映画『パーム・スプリングス』の感想と評価

(C)2020 PS FILM PRODUCTION,LLC ALL RIGHTS RESERVED.

“タイムループ”を題材にした映画はいくつもあり、ラブコメディだと『恋はデジャ・ブ』(1993)、ラブロマンスだとタイムトラベルものになりますが、『アバウト・タイム 愛おしい時間について』(2014)を思い浮かべる人もいるかもしれません。

更に近年話題になったタイムループものといえば『ハッピー・デス・デイ』(2019)があり、タイムループとホラー要素を見事に融合していました。

本作も、何度も繰り返される朝のシーンなど、タイムループもののあるあるを織り交ぜつつ軽快なラブコメディになっています。

困惑するサラタイムループ上級者の飄々としたナイルズという設定が面白く、2人のコミカルな演技が更に面白さを引き立てます。

様々な手を尽くすサラに、それはもう試したとあっさりと言ってしまうナイルズ。何をしても無駄だと悟ったサラはナイルズと共にやりたいことをして、自由に無限に繰り返される今日を楽しみ始めます。

しかし、2人の関係が変化していくとともに、どんなに好きなことをしても、全ては無意味でしかない明日を生きなくては意味がないと気づき始めるサラ。

一方、ナイルズは全てを諦め、面倒なことを起こさず楽しめばいいと思っていました。そんなナイルズもサラと過ごす時間が自分にとって大切なのだと気付いていきます。

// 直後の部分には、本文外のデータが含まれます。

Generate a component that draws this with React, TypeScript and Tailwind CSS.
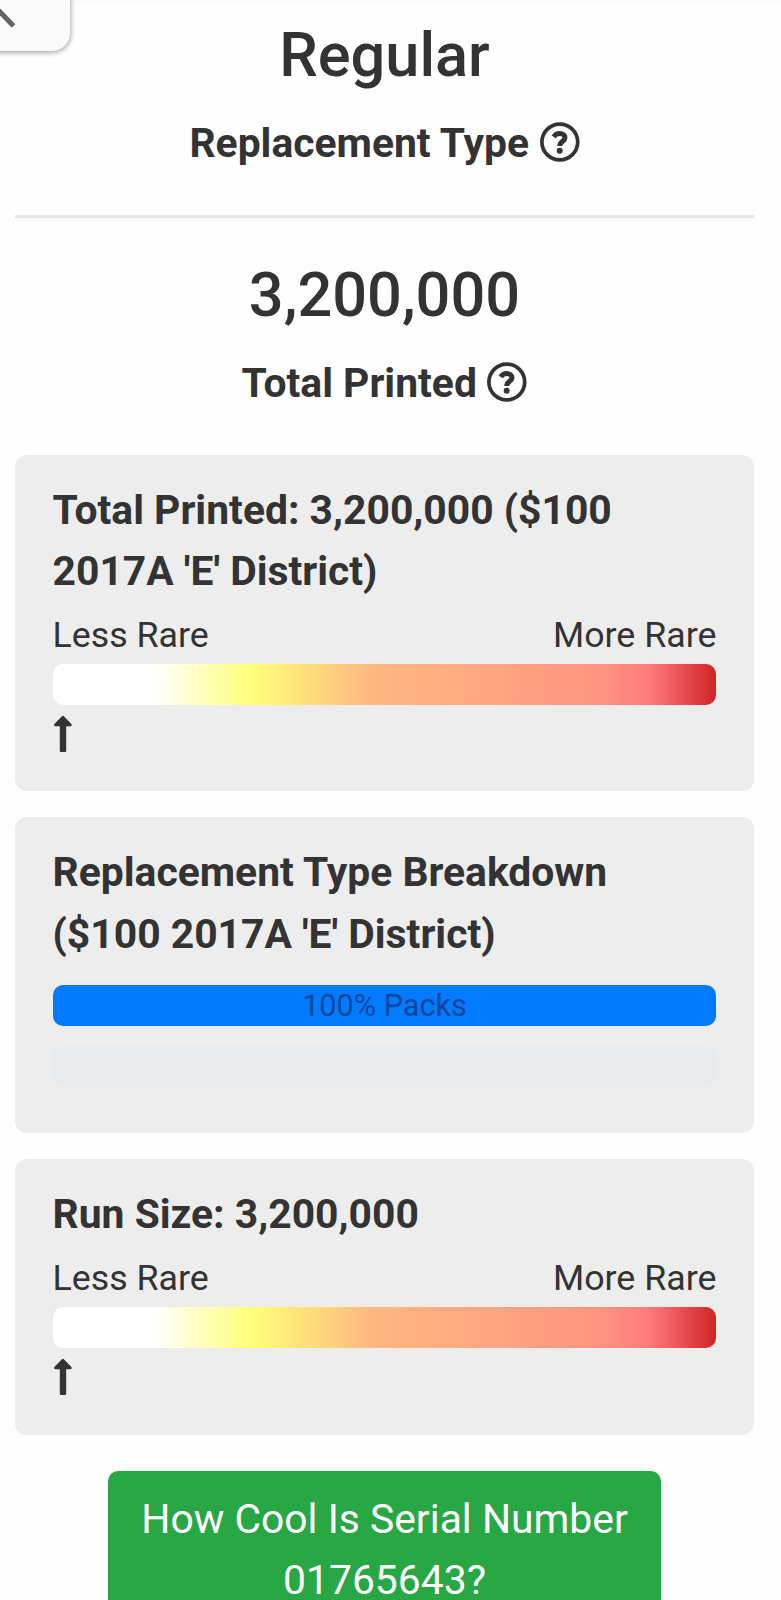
import type { ReactNode } from "react";

function HelpIcon() {
  return (
    <svg className="ml-[10.5px] size-[40px] -translate-y-[2px]" viewBox="0 0 40 40" fill="none" stroke="currentColor">
      <circle cx="19.8" cy="20" r="17.9" strokeWidth="3.7" />
      <path d="M13.7 14.9 C15.2 12.7 17.2 11.6 19.8 11.6 C22.8 11.6 25 13.3 25 15.7 C25 19.3 19.7 19.2 19.7 24" strokeWidth="5" />
      <circle cx="19.7" cy="28.8" r="3" fill="currentColor" stroke="none" />
    </svg>
  );
}

function Pointer() {
  return (
    <svg className="mt-[9px] h-[41px] w-[20px]" viewBox="0 0 20 41" fill="currentColor">
      <path d="M9.2 2 Q9.9 1.3 10.6 2 L18.2 9.8 Q19 10.8 18.6 11.5 Q18.3 12.3 17.4 12.3 H13.2 V37 Q13.2 38 12.2 38 H7.8 Q6.8 38 6.8 37 V12.3 H2.4 Q1.5 12.3 1.2 11.5 Q0.8 10.8 1.6 9.8 Z" />
    </svg>
  );
}

function Stat({ value, label }: { value: string; label: string }) {
  return (
    <div className="flex flex-col items-center">
      <div className="text-[61.3px] leading-[76px] font-medium">{value}</div>
      <div className="mt-[20px] flex items-center text-[40.85px] leading-[61.3px] font-bold">
        <span>{label}</span>
        <HelpIcon />
      </div>
    </div>
  );
}

function Card({ title, children }: { title: string; children: ReactNode }) {
  return (
    <section className="rounded-[12px] bg-[#ededed] px-[38px] pt-[25.3px]">
      <h2 className="text-[40.85px] leading-[61.3px] font-bold">{title}</h2>
      {children}
    </section>
  );
}

function RarityScale() {
  return (
    <>
      <div className="mt-[5.4px] flex justify-between text-[35.75px] leading-[54px]">
        <span>Less Rare</span>
        <span>More Rare</span>
      </div>
      <div className="mt-[2px] h-[41px] rounded-[10px] bg-[linear-gradient(to_right,#ffffff_0%,#ffffff_15%,#ffff78_30%,#ffb880_48%,#ff9480_83%,#ff7a7c_90%,#d02424_100%)]" />
      <Pointer />
    </>
  );
}

export default function App() {
  return (
    <div className="relative h-[1600px] w-[781px] overflow-hidden bg-[#fefefe] font-[Roboto,sans-serif] text-[#333333]">
      <div className="absolute inset-x-0 top-0 h-[5px] bg-linear-to-b from-[#f8f8f8] to-[#fefefe]" />
      <button className="absolute -top-[20px] -left-[20px] h-[71px] w-[90px] rounded-br-[18px] bg-[#fafafa] shadow-[0_1px_5px_1px_rgba(0,0,0,0.33)]">
        <svg className="absolute top-[20px] left-[20px] h-[40px] w-[40px]" viewBox="0 0 40 40" fill="none" stroke="#636363" strokeWidth="5">
          <path d="M-6 5.5 L13.5 26" />
        </svg>
      </button>

      <main className="flex flex-col pr-[26.6px] pl-[14.6px]">
        <div className="pt-[17px]">
          <Stat value="Regular" label="Replacement Type" />
        </div>
        <hr className="mt-[41px] border-0 border-t-[3px] border-[#e6e6e6]" />
        <div className="pt-[38.6px]">
          <Stat value="3,200,000" label="Total Printed" />
        </div>

        <div className="mt-[40.6px] flex flex-col gap-[25.7px]">
          <div className="grid h-[336.7px]">
            <Card title="Total Printed: 3,200,000 ($100 2017A 'E' District)">
              <RarityScale />
            </Card>
          </div>
          <div className="grid h-[316.3px]">
            <Card title="Replacement Type Breakdown ($100 2017A 'E' District)">
              <div className="mt-[20.2px] flex h-[41px] items-center justify-center rounded-[10px] bg-[#007bff] text-[30.6px] leading-[41px] text-[#0b469b]">
                100% Packs
              </div>
              <div className="mt-[20px] h-[41px] rounded-[10px] bg-[#e8ebee]" />
            </Card>
          </div>
          <div className="grid h-[276px]">
            <Card title="Run Size: 3,200,000">
              <RarityScale />
            </Card>
          </div>
        </div>

        <a className="mt-[35.4px] block w-[553px] self-center rounded-t-[10px] bg-[#28a745] px-[30px] pt-[18px] text-center text-[40.85px] leading-[61.3px] text-white">
          How Cool Is Serial Number 01765643?
        </a>
      </main>
    </div>
  );
}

だからこそ、面倒な人間関係のない2人だけの世界でこのままでいればいいと考えてしまいます。楽しい今の関係がなくなることに怯えているのです。

明日を生きるために何とか脱出しようとするサラと、このままがいいと臆病になるナイルズ。

でも、2人とって何より大切なのは共にいることでした。2人で生きることに意味があり、2人で生きることが“幸せ”なのです。

退屈な毎日をただ過ごすのではなく、しっかりと“明日”を大切な人と共に生きる、そんなメッセージが込められたコミカルでハッピーな映画です。

まとめ

(C)2020 PS FILM PRODUCTION,LLC ALL RIGHTS RESERVED.

映画『パーム・スプリングス』は、カリフォルニア州の砂漠のリゾート地パーム・スプリングスを舞台に、タイムループにはまってしまった男女をコミカルでポップに描くタイムループラブコメディ。

何度も繰り返す今日を通して“明日”を生きることの大切さを伝えてくれます。

映画『パーム・スプリングス』は2021年4月9日(金)より新宿ピカデリー他全国公開です。